When we’re children, the first emotions we learn to recognize are Happy, Angry, and Sad because they are the most basic of our many emotions. Despite this, sadness can be exceedingly complex and for many, this emotion seeps into every aspect of their lives and consumes them until they begin to feel like all that’s left is an empty shell. This is Depression.
One in 6 people will experience Major Depressive Disorder at least once during his or her lifetime. It’s more than sadness; it’s a medical condition that affects your mind as well as manifests in physical problems. It can be both debilitating and numbing, keeping you from going to work or spending time with family or friends. When you have depression, doing even small or mundane tasks can be a monumental struggle. Some people may be able to put on a happy face but it’s just a mask hiding the sadness underneath.
It’s an unfortunate fact of life: Everyone feels sad sometimes. We all experience ups and downs in life and usually, the downs are temporary. But what if it feels like that roller coaster is always going down? What if around each bend in the track, there’s just another descent? Is this Depression?
Mild Depression is usually associated with some unfortunate event in someone’s life―the death of a loved one or the end of a relationship perhaps. This sadness usually subsides or changes in a way that allows them to carry on.
Major Depressive Disorder is different. This is when the lows:
- are overwhelming
- affect you physically
- keep you from leading a normal life
Ask yourself these questions:
- Am I tired all the time?
- Do I have sleep problems (sleeping too much or too little)
- Am I often irritable?
- Have I lost interest in things I used to enjoy?
- Am I restless?
- Do I feel hopeless?
- Do I have problems concentrating on things?
- Do I have trouble making decisions?
- Do I overeat or have lost my appetite?
- Do I have digestive problems that won’t go away?
- Do I have persistent headaches and other aches and pains?
- Do I feel sad and empty all the time?
- Do I have suicidal thoughts?
- Have I attempted suicide?
If you’ve said yes to any of these, you may have Major Depressive Disorder.

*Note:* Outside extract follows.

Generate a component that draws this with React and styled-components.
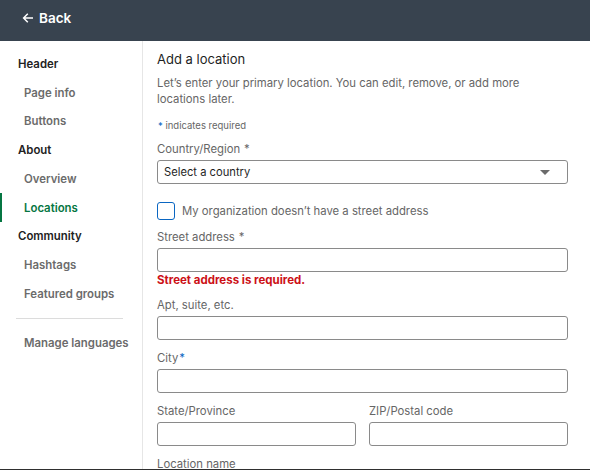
import React from "react";
import styled, { createGlobalStyle } from "styled-components";

const GlobalStyle = createGlobalStyle`
  * { box-sizing: border-box; }
  body {
    margin: 0;
    font-family: Inter, "Noto Sans", "Liberation Sans", sans-serif;
    background: #fff;
  }
`;

const Frame = styled.div`
  height: 470px;
  overflow: hidden;
  display: flex;
  flex-direction: column;
  border-bottom: 1px solid #2f2f2f;
`;

const TopBar = styled.header`
  height: 41px;
  flex: none;
  background: #38434f;
  display: flex;
  align-items: center;
  padding-left: 22px;
`;

const BackLink = styled.a`
  color: #fff;
  font-size: 13.5px;
  font-weight: 600;
  display: flex;
  align-items: center;
  gap: 5px;
  text-decoration: none;
  margin-top: -5px;
`;

const Body = styled.div`
  flex: 1;
  display: flex;
  min-height: 0;
`;

const Sidebar = styled.nav`
  width: 143px;
  flex: none;
  border-right: 1px solid #e6e6e6;
  padding-top: 8.5px;
`;

const NavItem = styled.div`
  position: relative;
  height: 28.75px;
  display: flex;
  align-items: center;
  padding-left: ${(p) => (p.$section ? "18px" : "24px")};
  font-size: 11.4px;
  font-weight: 600;
  color: ${(p) => (p.$section ? "#222" : p.$active ? "#057642" : "#6b6b6b")};

  &::before {
    content: "";
    display: ${(p) => (p.$active ? "block" : "none")};
    position: absolute;
    left: 0;
    top: 0;
    bottom: 0;
    width: 2px;
    background: #057642;
  }
`;

const NavDivider = styled.hr`
  border: none;
  border-top: 1px solid #dcdcdc;
  margin: 9.5px 19px 9.5px 16px;
`;

const Main = styled.main`
  flex: 1;
  padding: 8px 22px 0 14px;
`;

const Title = styled.h2`
  margin: 0;
  font-size: 13px;
  font-weight: 400;
  line-height: 20px;
  color: #1f1f1f;
`;

const Intro = styled.p`
  margin: 6px 0 0;
  font-size: 11.3px;
  line-height: 16px;
  color: #666;
`;

const RequiredNote = styled.p`
  margin: 12px 0 0;
  font-size: 9.5px;
  line-height: 14px;
  color: #666;
`;

const Star = styled.span`
  color: ${(p) => (p.$blue ? "#0a66c2" : "#666")};
  margin-left: ${(p) => (p.$tight ? "1px" : "4px")};
`;

const Field = styled.div`
  margin-top: ${(p) => p.$top || "0"};
  margin-bottom: ${(p) => p.$bottom || "10px"};
`;

const Label = styled.label`
  display: block;
  font-size: 11.3px;
  line-height: 16px;
  color: #666;
`;

const TextInput = styled.input`
  display: block;
  width: 100%;
  height: 24px;
  margin-top: 3px;
  border: 1px solid #8a8a8a;
  border-radius: 3px;
  background: #fff;
  font: inherit;
`;

const SelectBox = styled.div`
  margin-top: 3px;
  height: 24px;
  border: 1px solid #8a8a8a;
  border-radius: 3px;
  display: flex;
  align-items: center;
  justify-content: space-between;
  padding: 0 17px 0 6px;
  font-size: 11.2px;
  color: #1f1f1f;
`;

const Caret = styled.span`
  width: 0;
  height: 0;
  border-left: 5px solid transparent;
  border-right: 5px solid transparent;
  border-top: 5px solid #6b6b6b;
`;

const CheckRow = styled.label`
  display: flex;
  align-items: center;
  gap: 7px;
  height: 18px;
  margin: 18px 0 9px;
  font-size: 11.3px;
  color: #666;
`;

const CheckBox = styled.input`
  appearance: none;
  margin: 0;
  width: 18px;
  height: 18px;
  border: 1.5px solid #0a66c2;
  border-radius: 3px;
  background: #fff;
`;

const ErrorText = styled.div`
  font-size: 11.5px;
  line-height: 16px;
  font-weight: 700;
  color: #cc1016;
  margin: 0 0 9px;
`;

const Pair = styled.div`
  display: grid;
  grid-template-columns: 1fr 1fr;
  gap: 13px;
`;

const ArrowLeft = () => (
  <svg width="12" height="12" viewBox="0 0 12 12" fill="none">
    <path d="M11 6H1.8M5.8 1.8L1.6 6l4.2 4.2" stroke="#fff" strokeWidth="1.5" />
  </svg>
);

const navItems = [
  { label: "Header", section: true },
  { label: "Page info" },
  { label: "Buttons" },
  { label: "About", section: true },
  { label: "Overview" },
  { label: "Locations", active: true },
  { label: "Community", section: true },
  { label: "Hashtags" },
  { label: "Featured groups" },
];

export default function App() {
  return (
    <>
      <GlobalStyle />
      <Frame>
        <TopBar>
          <BackLink href="#">
            <ArrowLeft />
            Back
          </BackLink>
        </TopBar>
        <Body>
          <Sidebar>
            {navItems.map((item) => (
              <NavItem key={item.label} $section={item.section} $active={item.active}>
                {item.label}
              </NavItem>
            ))}
            <NavDivider />
            <NavItem>Manage languages</NavItem>
          </Sidebar>
          <Main>
            <Title>Add a location</Title>
            <Intro>
              Let’s enter your primary location. You can edit, remove, or add more
              locations later.
            </Intro>
            <RequiredNote>
              <Star $blue $tight>*</Star> indicates required
            </RequiredNote>

            <Field $top="8px" $bottom="0">
              <Label>
                Country/Region<Star>*</Star>
              </Label>
              <SelectBox>
                Select a country
                <Caret />
              </SelectBox>
            </Field>

            <CheckRow>
              <CheckBox type="checkbox" />
              My organization doesn’t have a street address
            </CheckRow>

            <Field $bottom="0">
              <Label>
                Street address<Star>*</Star>
              </Label>
              <TextInput />
            </Field>
            <ErrorText>Street address is required.</ErrorText>

            <Field>
              <Label>Apt, suite, etc.</Label>
              <TextInput />
            </Field>

            <Field>
              <Label>
                City<Star $blue $tight>*</Star>
              </Label>
              <TextInput />
            </Field>

            <Pair>
              <Field>
                <Label>State/Province</Label>
                <TextInput />
              </Field>
              <Field>
                <Label>ZIP/Postal code</Label>
                <TextInput />
              </Field>
            </Pair>

            <Field>
              <Label>Location name</Label>
              <TextInput />
            </Field>
          </Main>
        </Body>
      </Frame>
    </>
  );
}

Your doctor may ask you many of these questions along with how long you’ve been having these feelings. You’ll also be asked about your family’s history with Depression and other mental illnesses and if you have a history of alcohol or drug abuse.
Depression has four risk factors:
- Genetics (Does it run in your family?),
- Environmental (Were you abused or live in severe poverty?),
- Personality (Do you have low self-esteem or are pessimistic?),
- or Biochemistry (Do you have a chemical imbalance in your brain?)
Knowing your current medical history, your symptoms, and family history, your doctor can come up with a course of action to bring relief to your symptoms of your Depression. You may also be referred to a mental health professional.
Treatment for Depression usually starts with antidepressants and psychotherapy but if these are unsuccessful, treatments such as TMS (Transcranial Magnetic Stimulation) which is the use of electromagnets to stimulate the area of the brain that regulate moods, or ECT (Electroconvulsive Therapy) which is a more invasive shock therapy that is usually used if nothing else works.
Your doctor will work closely with you to find a treatment that will help you get back on that roller coaster headed back uphill.